Required work> Copy the lines holding the word "that", all of them.

Dataset excerpt>
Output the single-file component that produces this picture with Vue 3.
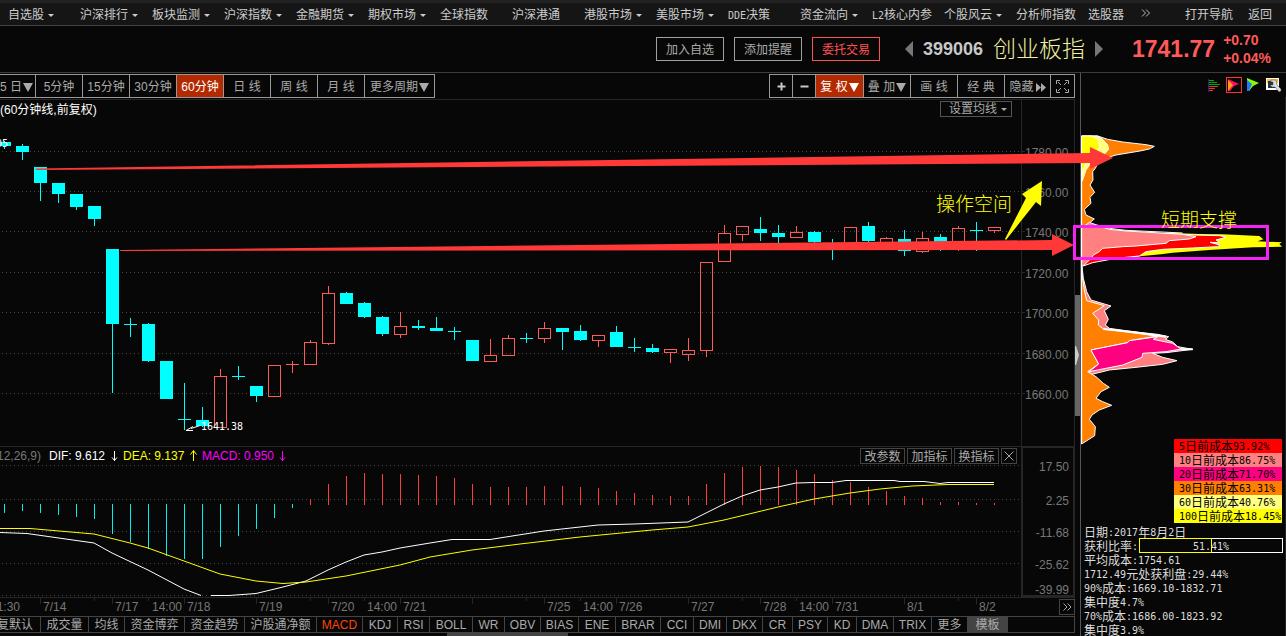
<script setup>
const navItems = [
  ['自选股', true], ['沪深排行', true], ['板块监测', true], ['沪深指数', true], ['金融期货', true],
  ['期权市场', true], ['全球指数', false], ['沪深港通', false], ['港股市场', true], ['美股市场', true],
  ['DDE决策', false], ['资金流向', true], ['L2核心内参', false], ['个股风云', true],
  ['分析师指数', false], ['选股器', false],
]

const periods = ['5分钟', '15分钟', '30分钟', '60分钟', '日 线', '周 线', '月 线']

// [kind, body top, body bottom, wick top, wick bottom]; d = falling, u = rising
const candles = [
  ['d', 142, 146, 141, 149], ['d', 146, 152, 144, 160], ['d', 167, 183, 167, 201], ['d', 183, 194, 183, 203],
  ['d', 194, 207, 194, 210], ['d', 206, 219, 206, 226], ['d', 249, 324, 249, 393], ['d', 324, 325, 318, 337],
  ['d', 324, 361, 323, 362], ['d', 361, 399, 361, 399], ['d', 419, 420, 383, 430], ['d', 420, 426, 407, 427],
  ['u', 376, 428, 369, 428], ['d', 376, 377, 366, 380], ['d', 386, 396, 386, 402], ['u', 365, 397, 365, 397],
  ['u', 364, 365, 361, 373], ['u', 342, 365, 340, 365], ['u', 293, 344, 286, 345], ['d', 293, 304, 292, 304],
  ['d', 303, 317, 302, 318], ['d', 317, 334, 316, 336], ['u', 326, 335, 312, 338], ['d', 326, 328, 320, 330],
  ['d', 328, 331, 317, 331], ['d', 331, 332, 327, 340], ['d', 340, 361, 340, 361], ['u', 355, 362, 339, 362],
  ['u', 338, 356, 335, 356], ['d', 338, 339, 333, 343], ['u', 328, 339, 322, 343], ['d', 328, 332, 328, 350],
  ['d', 331, 340, 325, 341], ['u', 335, 341, 335, 347], ['d', 332, 347, 326, 347], ['d', 347, 348, 338, 352],
  ['d', 348, 352, 344, 353], ['u', 349, 353, 349, 363], ['u', 350, 355, 338, 361], ['u', 262, 351, 262, 357],
  ['u', 233, 262, 225, 262], ['u', 226, 235, 226, 241], ['d', 229, 233, 217, 241], ['d', 233, 237, 225, 243],
  ['u', 232, 238, 226, 238], ['d', 232, 242, 231, 243], ['d', 244, 245, 239, 260], ['u', 227, 245, 227, 245],
  ['d', 226, 241, 222, 243], ['u', 238, 244, 237, 244], ['d', 239, 251, 230, 256], ['u', 238, 252, 232, 253],
  ['d', 237, 245, 234, 251], ['u', 228, 244, 226, 251], ['d', 230, 231, 222, 251], ['u', 227, 231, 227, 233],
].map(([kind, top, bottom, high, low], i) => ({ kind, top, bottom, high, low, x: 4 + 18 * i }))

const priceLevels = [
  ['1780.00', 151], ['1760.00', 191], ['1740.00', 231], ['1720.00', 272],
  ['1700.00', 312], ['1680.00', 353], ['1660.00', 393],
]

const macdBars = [
  513, 511, 513, 515, 517, 519, 534, 542, 549, 556, 559, 559, 547, 536, 529, 518, 508,
  499, 484, 476, 473, 474, 474, 475, 476, 478, 484, 487, 487, 487, 486, 486, 487, 488,
  491, 493, 495, 496, 496, 484, 473, 467, 466, 467, 470, 474, 480, 482, 487, 491, 496,
  498, 502, 502, 503, 503,
].map((v, i) => ({ x: 4 + 18 * i, down: i < 17, top: i < 17 ? 504 : v, height: i < 17 ? v - 504 : 505 - v }))

const macdGrid = [465, 499, 531, 563, 595]
const macdLevels = [['17.50', 471], ['2.25', 505], ['-11.68', 537], ['-25.62', 569], ['-39.99', 594]]

const dates = [
  ['7/14', 43], ['7/17', 115], ['14:00', 152], ['7/18', 187], ['7/19', 259], ['7/20', 331],
  ['14:00', 367], ['7/21', 403], ['7/25', 547], ['14:00', 583], ['7/26', 619], ['7/27', 691],
  ['7/28', 763], ['14:00', 799], ['7/31', 835], ['8/1', 907], ['8/2', 979],
]
const longTicks = [40, 112, 184, 256, 328, 400, 472, 544, 616, 688, 760, 832, 904, 976]
const shortTicks = [94, 148, 310, 364, 526, 580, 742, 796, 958]

const tabs = [
  ['成交量', 48], ['均线', 36], ['资金博弈', 60], ['资金趋势', 60], ['沪股通净额', 72], ['MACD', 46],
  ['KDJ', 35], ['RSI', 32], ['BOLL', 43], ['WR', 32], ['OBV', 36], ['BIAS', 38], ['ENE', 37],
  ['BRAR', 45], ['CCI', 33], ['DMI', 33], ['DKX', 36], ['CR', 30], ['PSY', 35], ['KD', 29],
  ['DMA', 37], ['TRIX', 38], ['更多', 36],
]

const legend = [
  ['5日前成本93.92%', 'd5'], ['10日前成本86.75%', 'd10'], ['20日前成本71.70%', 'd20'],
  ['30日前成本63.31%', 'd30'], ['60日前成本40.76%', 'd60'], ['100日前成本18.45%', 'd100'],
]

const facts = [
  '平均成本:1754.61', '1712.49元处获利盘:29.44%', '90%成本:1669.10-1832.71',
  '集中度4.7%', '70%成本:1686.00-1823.92', '集中度3.9%',
]

const profit = 51.41

// Splits a label into Latin and Chinese runs so that each gets its own face
const runs = (s) => s.split(/([\x20-\x7e]+)/).filter(Boolean).map((t) => ({ t, latin: /^[\x20-\x7e]/.test(t) }))
</script>

<template>
  <div class="app">
    <nav class="nav">
      <a v-for="[label, menu] in navItems" :key="label" href="#" class="nav-item"><span v-for="(r, i) in runs(label)" :key="i" :class="{ mono: r.latin }">{{ r.t }}</span><i v-if="menu" class="caret"></i></a>
      <a href="#" class="nav-more" aria-label="更多">
        <svg width="10" height="8" viewBox="0 0 10 8"><path d="M1 0.500l3.500 3.500L1 7.500M5 0.500l3.500 3.500L5 7.500" fill="none" stroke="#bbb" /></svg>
      </a>
      <div class="nav-end">
        <a href="#">打开导航</a>
        <a href="#">返回</a>
      </div>
    </nav>

    <header class="quote">
      <div class="actions">
        <button type="button">加入自选</button>
        <button type="button">添加提醒</button>
        <button type="button" class="trade">委托交易</button>
      </div>
      <div class="stock">
        <button type="button" class="step" aria-label="上一只"><svg width="9" height="16" viewBox="0 0 9 16"><path d="M9 0v16L1 8z" fill="#777" /></svg></button>
        <span class="code">399006</span>
        <h1>创业板指</h1>
        <button type="button" class="step" aria-label="下一只"><svg width="9" height="16" viewBox="0 0 9 16"><path d="M0 0v16l8-8z" fill="#777" /></svg></button>
      </div>
      <div class="price">
        <strong>1741.77</strong>
        <div class="change"><span>+0.70</span><span>+0.04%</span></div>
      </div>
    </header>

    <main class="workspace">
      <section class="charts">
        <div class="toolbar">
          <div class="group periods">
            <button type="button" class="first">5 日<i class="tri"></i></button>
            <button v-for="p in periods" :key="p" type="button" :class="{ active: p === '60分钟' }">{{ p }}</button>
            <button type="button" class="wide">更多周期<i class="tri"></i></button>
          </div>
          <div class="group tools">
            <button type="button" class="small" aria-label="放大"><svg width="9" height="9" viewBox="0 0 9 9"><path d="M4.500 0.500v8M0.500 4.500h8" stroke="#c8c8c8" stroke-width="2" /></svg></button>
            <button type="button" class="small" aria-label="缩小"><svg width="9" height="9" viewBox="0 0 9 9"><path d="M0.500 4.500h8" stroke="#c8c8c8" stroke-width="2" /></svg></button>
            <button type="button" class="active">复 权<i class="tri"></i></button>
            <button type="button">叠 加<i class="tri"></i></button>
            <button type="button">画 线</button>
            <button type="button">经 典</button>
            <button type="button" class="hide">隐藏<svg width="10" height="9" viewBox="0 0 10 9"><path d="M0 0l5 4.500L0 9zM5 0l5 4.500L5 9z" fill="#aaa" /></svg></button>
            <button type="button" class="small" aria-label="全屏"><svg width="13" height="13" viewBox="0 0 13 13"><path d="M0.500 4V0.500H4M9 0.500h3.500V4M0.500 9v3.500H4M12.500 9v3.500H9" fill="none" stroke="#aaa" /><path d="M2 2l3 3M11 2L8 5M2 11l3-3M11 11L8 8" stroke="#aaa" /></svg></button>
          </div>
        </div>

        <div class="pane">
          <svg class="plot" viewBox="0 99 1080 347" role="img" aria-label="60分钟K线">
            <path d="M0 99.500H1075M1021.500 99V446M1074.500 99V446" class="frame" />
            <path v-for="[label, y] in priceLevels" :key="label" :d="`M2 ${y + 0.5}H1021`" class="dots" />
            <path v-for="[label, y] in priceLevels" :key="'t' + label" :d="`M1022 ${y + 0.5}h3`" class="frame" />
            <g v-for="c in candles" :key="c.x" :class="c.kind === 'd' ? 'fall' : 'rise'">
              <template v-if="c.kind === 'd' || c.bottom - c.top < 2">
                <rect :x="c.x" :y="c.high" width="1" :height="c.low - c.high" />
                <rect :x="c.x - 6" :y="c.top" width="13" :height="c.bottom - c.top" />
              </template>
              <template v-else>
                <rect :x="c.x" :y="c.high" width="1" :height="c.top - c.high" />
                <rect :x="c.x" :y="c.bottom" width="1" :height="c.low - c.bottom" />
                <rect :x="c.x - 5.5" :y="c.top + 0.5" width="12" :height="c.bottom - c.top - 1" class="hollow" />
              </template>
            </g>
            <text v-for="[label, y] in priceLevels" :key="'l' + label" x="1025" :y="y + 6" class="axis">{{ label }}</text>
            <text x="-4" y="147" class="mark">05</text>
            <path d="M186 430.500l7-4M186 430.500h7M191 428.500l9-3" stroke="#fff" fill="none" />
            <text x="201" y="430" class="mark">1641.38</text>
            <rect x="1075" y="295" width="5" height="121" fill="#666" />
            <path d="M1075 346h1l3 9-3 10h-1z" fill="#ccc" />
          </svg>
          <div class="caption">(60分钟线,前复权)</div>
          <button type="button" class="ma">设置均线<i class="caret"></i></button>
        </div>

        <div class="pane">
          <svg class="plot" viewBox="0 446 1080 170" role="img" aria-label="MACD">
            <path d="M0 446.500H1075M1074.500 446V616M0 597.500H1075" class="frame" />
            <rect x="1022" y="447" width="52" height="149" class="frame heavy" />
            <path v-for="y in macdGrid" :key="y" :d="`M2 ${y + 0.5}H1021`" class="dots" />
            <rect v-for="b in macdBars" :key="b.x" :x="b.x" :y="b.top" width="1" :height="b.height" :class="b.down ? 'bar-down' : 'bar-up'" />
            <path class="dif" d="M0 532.500L27 533.500 94 543 112 553 148 570 184 589 201 595.500M211 595.500H229L256 593.500 283 587 306 581 328 570 346 562 364 555 382 552 400 548 430 543 452 539.500H490L544 531 598 525 634 524 688 522 706 513 724 504 742 496 760 490 778 487 796 483 814 482.500H832L846 480.500H894L900 481.500H924L940 483.500 948 482.500H994" />
            <path class="dea" d="M0 528.500H30L94 534 130 543 148 548 184 561 220 574 256 581 283 583.500 306 582 346 576 400 565 430 557 472 550 520 544 580 537 652 530 688 527 724 520 778 507 814 499 850 493 880 489 912 486 948 484.500H994" />
            <path v-for="x in longTicks" :key="'a' + x" :d="`M${x + 0.5} 598v6`" class="frame" />
            <path v-for="x in shortTicks" :key="'b' + x" :d="`M${x + 0.5} 598v3`" class="frame" />
            <text v-for="[label, y] in macdLevels" :key="label" x="1069" :y="y" text-anchor="end" class="axis">{{ label }}</text>
            <text x="20" y="611" text-anchor="end" class="axis">1:30</text>
            <text v-for="[label, x] in dates" :key="'d' + x" :x="x" y="611" class="axis">{{ label }}</text>
            <text x="41" y="460" text-anchor="end" class="axis">12,26,9)</text>
            <text x="49" y="460" class="ind white">DIF: 9.612</text>
            <path d="M114.500 451v10M112 457.500l2.500 3 2.500-3" stroke="#fff" fill="none" />
            <text x="123" y="460" class="ind yellow">DEA: 9.137</text>
            <path d="M193.500 461V451M190.500 454.500l3-4 3 4" stroke="#ff0" fill="none" />
            <text x="202" y="460" class="ind magenta">MACD: 0.950</text>
            <path d="M282.500 451v10M280 457.500l2.500 3 2.500-3" stroke="#f0f" fill="none" />
          </svg>
          <div class="pane-tools">
            <button type="button">改参数</button>
            <button type="button">加指标</button>
            <button type="button">换指标</button>
            <button type="button" class="close" aria-label="关闭"><svg width="10" height="10" viewBox="0 0 10 10"><path d="M0.500 0.500l9 9M9.500 0.500l-9 9" stroke="#aaa" /></svg></button>
          </div>
          <button type="button" class="next" aria-label="下一页"><svg width="9" height="8" viewBox="0 0 9 8"><path d="M0.500 0.500L4 4 0.500 7.500M4.500 0.500L8 4 4.500 7.500" fill="none" stroke="#aaa" /></svg></button>
        </div>

        <div class="tabs">
          <button type="button" class="lead">复默认</button>
          <button v-for="[label, w] in tabs" :key="label" type="button" :class="{ on: label === 'MACD' }" :style="{ width: w + 'px' }">{{ label }}</button>
          <button type="button" class="template">模板</button>
        </div>
        <div class="handle"></div>
      </section>

      <aside class="chips">
        <div class="chip-tools">
          <button type="button" aria-label="筹码分布"><svg width="16" height="16" viewBox="0 0 16 16"><path d="M2.500 2v13" stroke="#23238c" /><path d="M3 3.500h5M3 5.500h8M3 7.500h11" stroke="#0a0" /><path d="M3 9.500h9M3 11.500h6M3 13.500h4" stroke="#e33" /></svg></button>
          <button type="button" aria-label="火焰山" class="picked"><svg width="14" height="14" viewBox="0 0 14 14"><path d="M1 1l11 5-5 2-4 5H1z" fill="#ff1060" /><path d="M1 2l5 5-5 6z" fill="#ffa010" /></svg></button>
          <button type="button" aria-label="活跃度"><svg width="16" height="16" viewBox="0 0 16 16"><path d="M1 1l12 5-6 3-4 5H1z" fill="#8f0" /><path d="M1 3l5 4-3 7H1z" fill="#27f" /></svg></button>
          <button type="button" aria-label="设置"><svg width="16" height="16" viewBox="0 0 16 16"><path d="M0 1h13v12H0z" fill="#fff" /><path d="M1 2h11v4H1z" fill="#fb2" /><path d="M2 4h8v7H2z" fill="#234" /><path d="M5 3h5l1 5 4 4v2l-2 1-4-5H6L4 8h3V5H5z" fill="#ddd" stroke="#444" stroke-width=".5" /></svg></button>
        </div>
        <svg class="chip-chart" viewBox="1080 97 206 342" role="img" aria-label="筹码分布图">
          <path d="M1080.500 97v539" stroke="#555" />
          <path d="M1285.500 97v539" stroke="#222" />
          <g transform="translate(1066 120) scale(.33333)" class="layers">
            <path fill="#ff8000" d="M47 48H95L125 58 170 66 240 74 265 79 250 87 222 93 150 105 100 120 88 145 80 155 81 180 72 195 86 217 72 232 75 250 55 268 60 285 85 297 66 312 55 318 47 325z" />
            <path fill="#ffff80" d="M47 48H95L110 58 125 75 128 88 110 108 75 128 60 150 50 180 47 185z" />
            <path fill="#ff0" d="M47 48H78L95 58 102 78 97 90 60 128 50 155 47 160z" />
            <path fill="#ff0" class="bare" d="M300 338L400 342 470 343 580 348 592 358 575 364 648 367 640 372 648 380 560 382 430 390 320 398 285 403 230 408 200 412 180 390z" />
            <path fill="#f00" d="M47 335L380 345 462 347 480 352 450 360 462 368 432 367 462 375 455 380 380 384 290 388 240 395 220 408 150 415 80 428 52 438z" />
            <path fill="#ff8080" d="M47 325L70 307 92 315 130 328 180 333 350 343 390 350 370 357 310 362 300 370 210 378 170 380 110 385 100 395 82 405 75 415 55 435 47 440z" />
            <path class="edge" d="M92 315L130 325 180 331 350 339" />
            <path fill="#ff8080" d="M48 440L52 475 62 515 75 540 135 558 115 572 127 598 118 615 130 625 200 635 275 643 308 650 298 658 320 666 335 680 380 688 300 698 260 700 290 712 333 722 290 733 210 742 130 750 90 760 47 770z" />
            <path fill="#ff8000" d="M47 455L55 510 62 542 115 557 80 580 98 600 97 615 112 627 190 637 275 648 190 662 185 668 75 690 98 732 65 755 90 770 112 790 130 802 105 815 90 835 110 845 137 856 100 870 78 885 70 898 88 920 86 947 50 970 47 972z" />
            <path fill="#ff0080" d="M75 690L185 668 190 662 275 650 262 658 320 670 345 687 300 695 230 700 228 712 170 735 70 755 98 732z" />
            <path class="edge thick" d="M112 627L200 636 300 650M345 688H380" />
          </g>
          <path d="M1081.500 136v308" stroke="#fff" />
        </svg>
        <ul class="legend">
          <li v-for="[label, cls] in legend" :key="cls" :class="cls"><span v-for="(r, i) in runs(label)" :key="i" :class="{ mono: r.latin }">{{ r.t }}</span></li>
        </ul>
        <div class="facts">
          <p><span v-for="(r, i) in runs('日期:2017年8月2日')" :key="i" :class="{ mono: r.latin }">{{ r.t }}</span></p>
          <p class="ratio">
            获利比率<span class="mono">:</span>
            <span class="meter"><i :style="{ width: profit + '%' }"></i><span class="mono">{{ profit }}%</span></span>
          </p>
          <p v-for="f in facts" :key="f"><span v-for="(r, i) in runs(f)" :key="i" :class="{ mono: r.latin }">{{ r.t }}</span></p>
        </div>
      </aside>

      <svg class="notes" viewBox="0 73 1286 563" aria-hidden="true">
        <path fill="#ff3838" d="M36 168.500L1090 153V147L1113 158 1090 169V163L36 170z" />
        <path fill="#ff3838" d="M120 250L1052 240V234L1074 245 1052 256V250L120 251z" />
        <path fill="#ff0" d="M1005 239L1026 198 1022 194 1042 181 1041 206 1036 202 1006 240z" />
        <rect x="1074.500" y="226.500" width="193" height="32" fill="none" stroke="#f522f5" stroke-width="3" />
        <text x="936" y="211">操作空间</text>
        <text x="1161" y="227">短期支撑</text>
      </svg>
    </main>
  </div>
</template>

<style>
body {
  margin: 0;
  background: #070707;
}
</style>

<style scoped>
.app {
  min-height: 100vh;
  background: #070707;
  color: #aaa;
  font: 12px/14px "Liberation Sans", "Noto Sans CJK SC", sans-serif;
  overflow: hidden;
}
.app *, .app *::before { box-sizing: border-box; }
button {
  margin: 0;
  padding: 0;
  border: 0;
  background: none;
  color: inherit;
  font: inherit;
  white-space: nowrap;
}
a { color: inherit; text-decoration: none; white-space: nowrap; }
.mono { font-family: "DejaVu Sans Mono", monospace; font-size: 10px; }
.caret {
  display: inline-block;
  border: 3px solid transparent;
  border-top-color: currentColor;
  border-bottom: 0;
  margin-left: 4px;
  vertical-align: middle;
}
.tri {
  border: 5px solid transparent;
  border-top: 9px solid currentColor;
  border-bottom: 0;
  margin-left: 1px;
}

.nav {
  display: flex;
  align-items: center;
  height: 26px;
  padding: 2px 14px 0 8px;
  border-top: 3px solid #222;
  border-bottom: 1px solid #444;
  background: #151515;
  color: #ccc;
}
.nav-item { width: 72px; flex: none; }
.nav-more { padding-left: 1px; margin-top: -4px; margin-left: -20px; }
.nav-end { display: flex; gap: 15px; margin-left: auto; }

.quote {
  display: flex;
  align-items: center;
  justify-content: flex-end;
  height: 47px;
  padding-right: 15px;
  border-bottom: 1px solid #3c3c3c;
}
.actions { display: flex; gap: 10px; margin-right: 24px; }
.actions button { width: 68px; height: 24px; padding-top: 2px; border: 1px solid #a0a0a0; }
.actions .trade { border-color: #ff5050; color: #ff5050; }
.stock { display: flex; align-items: center; gap: 10px; margin-right: 28px; }
.step { display: flex; width: 9px; }
.code { color: #c8c8c8; font-weight: bold; font-size: 18px; }
h1 { margin: 0; color: #f0f0a0; font-size: 23px; line-height: 24px; font-weight: 300; }
.price { display: flex; align-items: center; gap: 8px; color: #ff5a5a; }
.price strong { font-size: 23px; line-height: 24px; }
.change { display: flex; flex-direction: column; font-weight: bold; font-size: 14px; line-height: 18px; }

.workspace { position: relative; display: flex; align-items: flex-start; }
.charts { flex: 1; min-width: 0; }
.toolbar { display: flex; justify-content: space-between; padding: 1px 5px 1px 0; }
.group { display: flex; height: 24px; border: 1px solid #999; }
.periods { border-left: 0; }
.group button {
  display: flex;
  align-items: center;
  justify-content: center;
  width: 47px;
  padding-top: 2px;
  border-right: 1px solid #999;
}
.group button:last-child { border-right: 0; }
.group .first { width: 36px; justify-content: flex-end; padding-right: 2px; }
.group .wide { width: 69px; }
.group .small { width: 23px; padding-top: 0; }
.group .active { background: #b42a00; color: #fff; }
.tools .active { width: 48px; }
.group .hide { width: 46px; gap: 2px; }

.pane { position: relative; }
.plot, .chip-chart { display: block; width: 100%; height: auto; }
.chip-chart { overflow: visible; }
.caption { position: absolute; left: 0; top: 4px; color: #fff; }
.ma { position: absolute; right: 68px; top: 2px; width: 72px; height: 16px; border: 1px solid #555; line-height: 14px; padding-left: 4px; }
.pane-tools { position: absolute; right: 63px; top: 2px; display: flex; gap: 2px; }
.pane-tools button { width: 45px; height: 16px; border: 1px solid #444; line-height: 16px; }
.pane-tools .close, .next { width: 16px; display: flex; align-items: center; justify-content: center; }
.next { position: absolute; right: 5px; bottom: 1px; height: 16px; border: 1px solid #444; }

.frame { fill: none; stroke: #262626; }
.heavy { stroke-width: 2; }
.dots { stroke: #444; stroke-dasharray: 1 3; }
.fall { fill: #0ff; }
.rise { fill: #ff5a5a; }
.hollow { fill: none; stroke: #ff5a5a; }
.bar-down { fill: #0ee; }
.bar-up { fill: #ff3c3c; }
.dif { fill: none; stroke: #fff; }
.dea { fill: none; stroke: #ff0; }
.axis { fill: #777; font-size: 12px; }
.ind { font-size: 12px; }
.white { fill: #fff; }
.yellow { fill: #ff0; }
.magenta { fill: #f0f; }
.mark { fill: #fff; font: 10px "DejaVu Sans Mono", monospace; }

.tabs { display: flex; height: 17px; margin-right: 5px; border: 1px solid #444; border-left: 0; }
.tabs button { flex: none; border-right: 1px solid #444; line-height: 17px; overflow: hidden; }
.tabs .lead { display: flex; justify-content: flex-end; width: 41px; padding-right: 7px; }
.tabs .on { color: #ff4500; }
.tabs .template { width: 40px; background: #444; }
.handle { width: 121px; height: 3px; margin-left: 447px; background: #444; }

.chips { flex: none; width: 206px; }
.chip-tools { display: flex; gap: 4px; height: 24px; padding: 4px 4px 4px 125px; border-left: 1px solid #555; }
.chip-tools button { display: flex; align-items: center; justify-content: center; width: 16px; height: 16px; }
.chip-tools .picked { border: 1px solid #f33; }
.layers path { stroke: #fff; vector-effect: non-scaling-stroke; }
.layers .bare { stroke: none; }
.layers .edge { fill: none; }
.layers .thick { stroke-width: 2; }
.legend { width: 108px; margin: 0 4px 0 auto; padding: 0; list-style: none; color: #000; line-height: 16px; }
.legend li { display: flex; height: 14px; padding-left: 5px; white-space: nowrap; }
.d5 { background: #f00; }
.d10 { background: #ff8080; }
.d20 { background: #ff0080; }
.d30 { background: #ff8000; }
.d60 { background: #ffff80; }
.d100 { background: #ff0; }
.facts { padding: 1px 0 0 4px; color: #ddd; line-height: 18px; }
.facts p { display: flex; height: 14px; margin: 0; white-space: nowrap; }
.meter {
  position: relative;
  flex: 1;
  height: 15px;
  margin: 0 3px 0 1px;
  border: 1px solid #fff;
  text-align: center;
  line-height: 14px;
}
.meter i { position: absolute; left: -1px; top: -1px; bottom: -1px; border: 1px solid #ff0; }
.notes { position: absolute; left: 0; top: 0; width: 100%; height: auto; pointer-events: none; }
.notes text { fill: #ff0; font-size: 19px; font-weight: 300; }
</style>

Result of the exercise>
Output the single-file component that produces this picture with Vue 3.
// Splits a label into Latin and Chinese runs so that each gets its own face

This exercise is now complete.